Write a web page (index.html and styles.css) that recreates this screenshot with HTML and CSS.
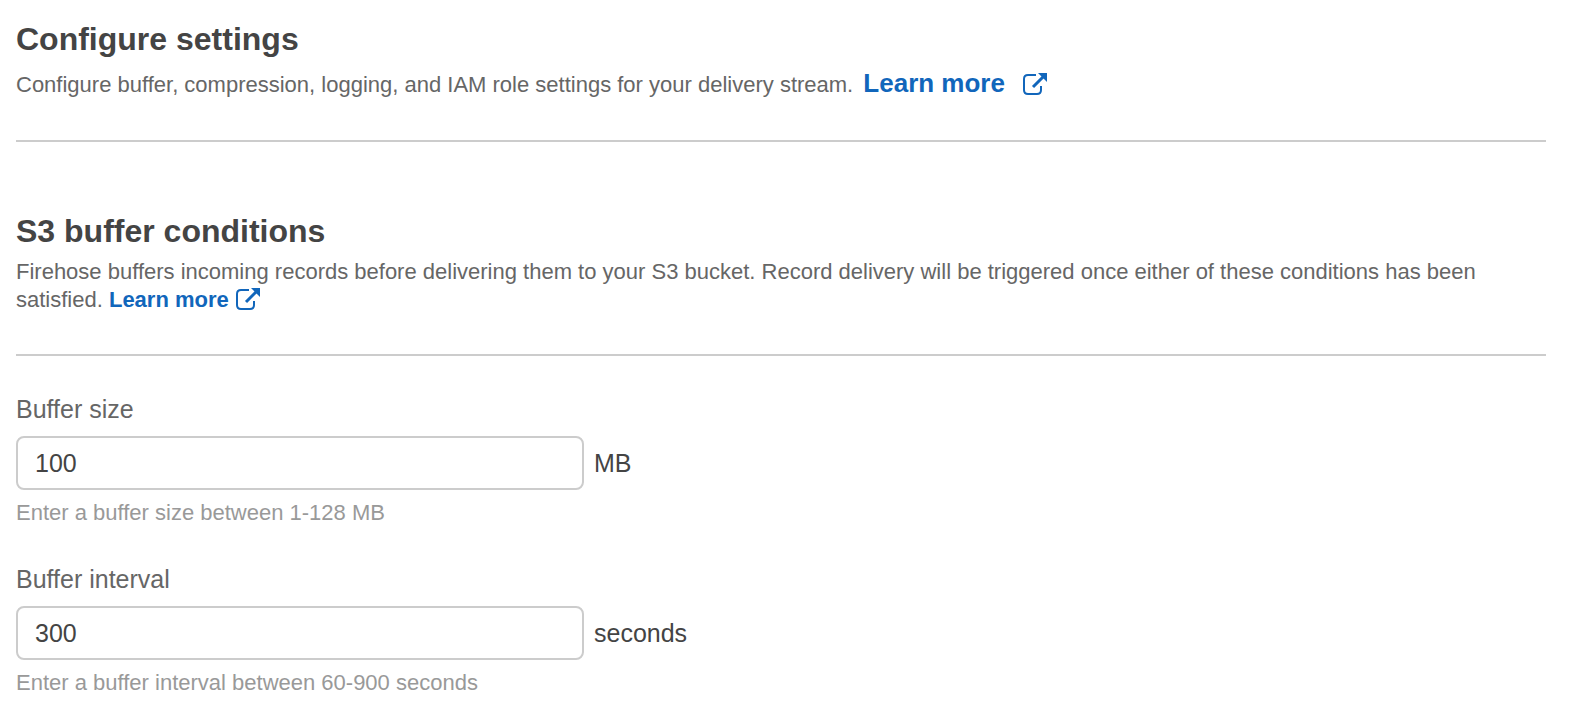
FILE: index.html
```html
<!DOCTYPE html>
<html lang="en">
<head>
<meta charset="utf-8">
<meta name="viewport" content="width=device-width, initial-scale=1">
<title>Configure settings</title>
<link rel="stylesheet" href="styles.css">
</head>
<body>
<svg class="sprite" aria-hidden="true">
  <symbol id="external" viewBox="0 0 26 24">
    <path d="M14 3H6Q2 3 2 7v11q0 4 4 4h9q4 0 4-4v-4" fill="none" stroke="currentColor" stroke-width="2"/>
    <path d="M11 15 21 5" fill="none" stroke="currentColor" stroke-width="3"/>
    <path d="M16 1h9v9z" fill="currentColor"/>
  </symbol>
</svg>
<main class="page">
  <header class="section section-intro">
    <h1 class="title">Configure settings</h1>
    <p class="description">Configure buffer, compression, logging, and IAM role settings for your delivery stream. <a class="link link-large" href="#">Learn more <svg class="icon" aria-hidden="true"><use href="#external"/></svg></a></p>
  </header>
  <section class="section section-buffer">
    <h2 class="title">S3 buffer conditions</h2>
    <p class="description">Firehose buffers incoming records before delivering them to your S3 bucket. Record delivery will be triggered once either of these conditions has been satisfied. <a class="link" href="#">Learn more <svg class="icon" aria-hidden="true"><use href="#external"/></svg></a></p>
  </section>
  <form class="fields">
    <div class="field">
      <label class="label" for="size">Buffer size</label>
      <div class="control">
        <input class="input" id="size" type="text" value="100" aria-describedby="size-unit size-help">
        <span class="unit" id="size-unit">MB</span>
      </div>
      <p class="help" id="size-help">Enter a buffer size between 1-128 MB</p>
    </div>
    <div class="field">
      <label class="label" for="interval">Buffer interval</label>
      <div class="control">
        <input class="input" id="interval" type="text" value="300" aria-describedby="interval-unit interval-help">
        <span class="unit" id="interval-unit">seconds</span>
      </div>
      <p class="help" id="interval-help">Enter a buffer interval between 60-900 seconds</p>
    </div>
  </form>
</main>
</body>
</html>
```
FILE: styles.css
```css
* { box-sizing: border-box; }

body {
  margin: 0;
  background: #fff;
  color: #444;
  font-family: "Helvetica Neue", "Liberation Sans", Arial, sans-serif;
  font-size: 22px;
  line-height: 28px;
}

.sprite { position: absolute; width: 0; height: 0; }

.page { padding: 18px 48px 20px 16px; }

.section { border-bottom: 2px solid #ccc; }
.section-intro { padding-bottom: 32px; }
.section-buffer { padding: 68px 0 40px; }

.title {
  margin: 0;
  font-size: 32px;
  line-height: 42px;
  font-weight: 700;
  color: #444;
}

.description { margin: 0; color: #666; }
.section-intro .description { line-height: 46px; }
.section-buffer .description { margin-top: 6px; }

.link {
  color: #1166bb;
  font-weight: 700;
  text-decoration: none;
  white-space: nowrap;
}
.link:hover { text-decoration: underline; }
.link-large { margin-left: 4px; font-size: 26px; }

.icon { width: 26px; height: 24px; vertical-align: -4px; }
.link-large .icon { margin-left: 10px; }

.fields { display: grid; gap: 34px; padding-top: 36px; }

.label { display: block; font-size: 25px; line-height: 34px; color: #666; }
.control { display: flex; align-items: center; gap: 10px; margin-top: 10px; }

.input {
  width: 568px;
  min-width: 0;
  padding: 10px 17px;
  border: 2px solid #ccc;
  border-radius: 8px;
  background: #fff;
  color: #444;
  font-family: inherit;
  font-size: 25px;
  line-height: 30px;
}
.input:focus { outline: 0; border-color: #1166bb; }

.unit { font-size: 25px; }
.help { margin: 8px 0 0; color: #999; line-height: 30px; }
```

==

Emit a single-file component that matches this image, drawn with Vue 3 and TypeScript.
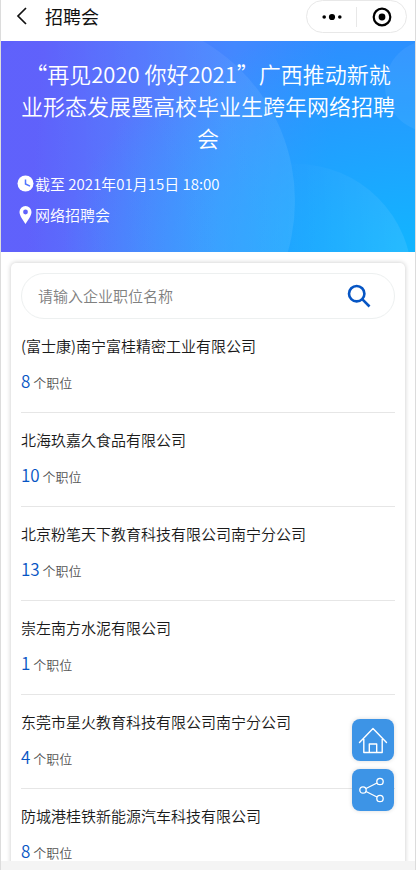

_Work required_
Wherever a line in the data above holds "this", copy that line.

_The response_
Write a web page (index.html and styles.css) that recreates this screenshot with HTML and CSS.
Emit a single-file component that matches this image, drawn with Vue 3 and TypeScript.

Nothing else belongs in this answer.